Source records

"""

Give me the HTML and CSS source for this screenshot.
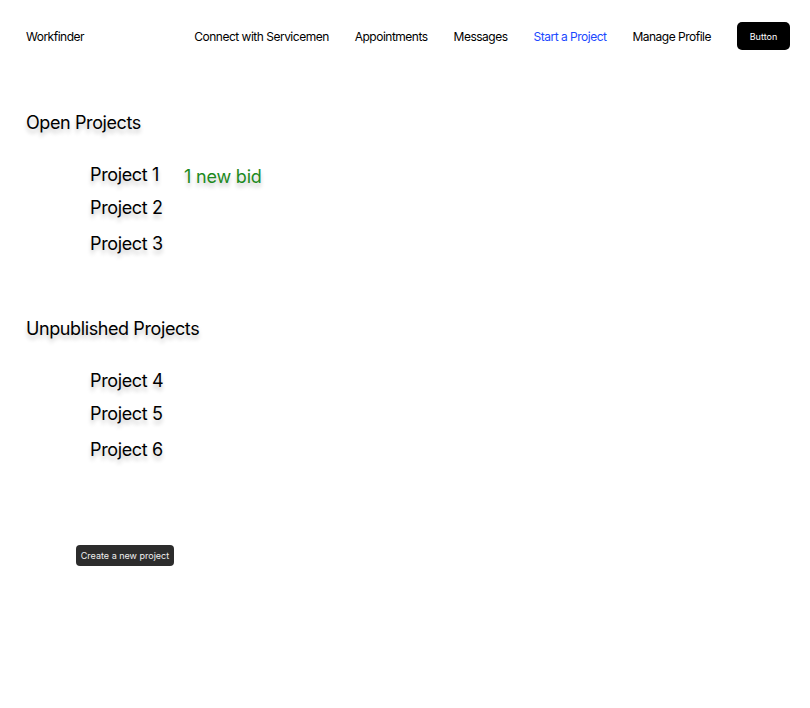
FILE: index.html
```html
<!DOCTYPE html>
<html>
<head>
<meta charset="utf-8">
<link rel="stylesheet" href="styles.css">
</head>
<body>
<header class="nav">
  <div class="brand">Workfinder</div>
  <nav class="links">
    <a class="link">Connect with Servicemen</a>
    <a class="link">Appointments</a>
    <a class="link">Messages</a>
    <a class="link active">Start a Project</a>
    <a class="link">Manage Profile</a>
    <button class="btn">Button</button>
  </nav>
</header>
<main class="main">
  <section class="group">
    <h2 class="heading">Open Projects</h2>
    <ul class="list">
      <li class="item item-1"><span class="name">Project 1</span><span class="bid">1 new bid</span></li>
      <li class="item item-2"><span class="name">Project 2</span></li>
      <li class="item item-3"><span class="name">Project 3</span></li>
    </ul>
  </section>
  <section class="group group-2">
    <h2 class="heading">Unpublished Projects</h2>
    <ul class="list">
      <li class="item item-1"><span class="name">Project 4</span></li>
      <li class="item item-2"><span class="name">Project 5</span></li>
      <li class="item item-3"><span class="name">Project 6</span></li>
    </ul>
  </section>
  <button class="create">Create a new project</button>
</main>
</body>
</html>
```
FILE: styles.css
```css
* { box-sizing: border-box; }
body {
  margin: 0;
  font-family: Inter, "Noto Sans", sans-serif;
  color: #000;
  background: #fff;
}
.nav {
  display: flex;
  align-items: center;
  justify-content: space-between;
  height: 72px;
  padding: 0 20px 0 26px;
}
.brand { font-size: 12px; letter-spacing: -0.5px; }
.links {
  display: flex;
  align-items: center;
  gap: 26px;
}
.link { font-size: 12px; letter-spacing: -0.5px; color: #000; }
.link.active { color: #1a48ff; }
.btn {
  width: 53px;
  height: 28px;
  background: #000;
  color: #fff;
  border: none;
  border-radius: 5px;
  font-family: inherit;
  font-size: 9px;
  padding: 0;
}
.main { padding: 39px 26px 0; }
.group { margin: 0; }
.group-2 { margin-top: 61px; }
.heading {
  margin: 0;
  font-size: 18px;
  font-weight: 400;
  letter-spacing: -0.4px;
  line-height: 24px;
  text-shadow: 0 4px 4px rgba(0,0,0,0.22);
}
.list {
  list-style: none;
  margin: 0;
  padding: 0 0 0 64px;
}
.item {
  display: flex;
  align-items: baseline;
  font-size: 18px;
  letter-spacing: -0.35px;
  line-height: 24px;
  text-shadow: 0 4px 4px rgba(0,0,0,0.22);
}
.item-1 { margin-top: 28px; }
.item-2 { margin-top: 9px; }
.item-3 { margin-top: 12px; }
.bid {
  color: #1d8a1d;
  margin-left: 25px;
  letter-spacing: -0.2px;
  position: relative;
  top: 2px;
}
.create {
  margin: 83px 0 0 50px;
  width: 98px;
  height: 21px;
  background: #2c2c2c;
  color: #f0f0f0;
  border: none;
  border-radius: 4px;
  font-family: inherit;
  font-size: 9px;
  padding: 0;
}
```
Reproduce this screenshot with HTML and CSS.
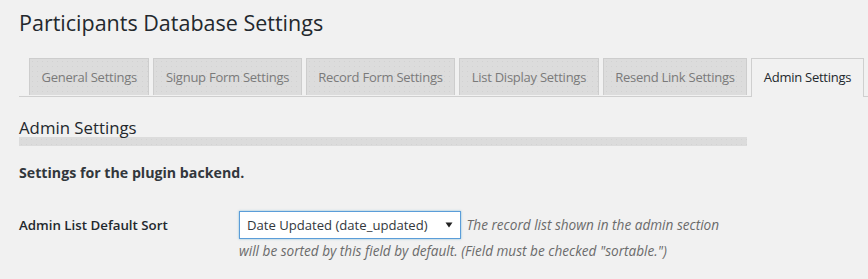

"""

Short task
Set every line down exactly as written, leaving each picture out.

Complete output
Give me the HTML and CSS source for this screenshot.
FILE: index.html
```html
<!DOCTYPE html>
<html>
<head>
<meta charset="utf-8">
<link rel="stylesheet" href="styles.css">
</head>
<body>
<header class="nav">
  <div class="brand">Workfinder</div>
  <nav class="links">
    <a class="link">Connect with Servicemen</a>
    <a class="link">Appointments</a>
    <a class="link">Messages</a>
    <a class="link active">Start a Project</a>
    <a class="link">Manage Profile</a>
    <button class="btn">Button</button>
  </nav>
</header>
<main class="main">
  <section class="group">
    <h2 class="heading">Open Projects</h2>
    <ul class="list">
      <li class="item item-1"><span class="name">Project 1</span><span class="bid">1 new bid</span></li>
      <li class="item item-2"><span class="name">Project 2</span></li>
      <li class="item item-3"><span class="name">Project 3</span></li>
    </ul>
  </section>
  <section class="group group-2">
    <h2 class="heading">Unpublished Projects</h2>
    <ul class="list">
      <li class="item item-1"><span class="name">Project 4</span></li>
      <li class="item item-2"><span class="name">Project 5</span></li>
      <li class="item item-3"><span class="name">Project 6</span></li>
    </ul>
  </section>
  <button class="create">Create a new project</button>
</main>
</body>
</html>
```
FILE: styles.css
```css
* { box-sizing: border-box; }
body {
  margin: 0;
  font-family: Inter, "Noto Sans", sans-serif;
  color: #000;
  background: #fff;
}
.nav {
  display: flex;
  align-items: center;
  justify-content: space-between;
  height: 72px;
  padding: 0 20px 0 26px;
}
.brand { font-size: 12px; letter-spacing: -0.5px; }
.links {
  display: flex;
  align-items: center;
  gap: 26px;
}
.link { font-size: 12px; letter-spacing: -0.5px; color: #000; }
.link.active { color: #1a48ff; }
.btn {
  width: 53px;
  height: 28px;
  background: #000;
  color: #fff;
  border: none;
  border-radius: 5px;
  font-family: inherit;
  font-size: 9px;
  padding: 0;
}
.main { padding: 39px 26px 0; }
.group { margin: 0; }
.group-2 { margin-top: 61px; }
.heading {
  margin: 0;
  font-size: 18px;
  font-weight: 400;
  letter-spacing: -0.4px;
  line-height: 24px;
  text-shadow: 0 4px 4px rgba(0,0,0,0.22);
}
.list {
  list-style: none;
  margin: 0;
  padding: 0 0 0 64px;
}
.item {
  display: flex;
  align-items: baseline;
  font-size: 18px;
  letter-spacing: -0.35px;
  line-height: 24px;
  text-shadow: 0 4px 4px rgba(0,0,0,0.22);
}
.item-1 { margin-top: 28px; }
.item-2 { margin-top: 9px; }
.item-3 { margin-top: 12px; }
.bid {
  color: #1d8a1d;
  margin-left: 25px;
  letter-spacing: -0.2px;
  position: relative;
  top: 2px;
}
.create {
  margin: 83px 0 0 50px;
  width: 98px;
  height: 21px;
  background: #2c2c2c;
  color: #f0f0f0;
  border: none;
  border-radius: 4px;
  font-family: inherit;
  font-size: 9px;
  padding: 0;
}
```
Reproduce this screenshot with HTML and CSS.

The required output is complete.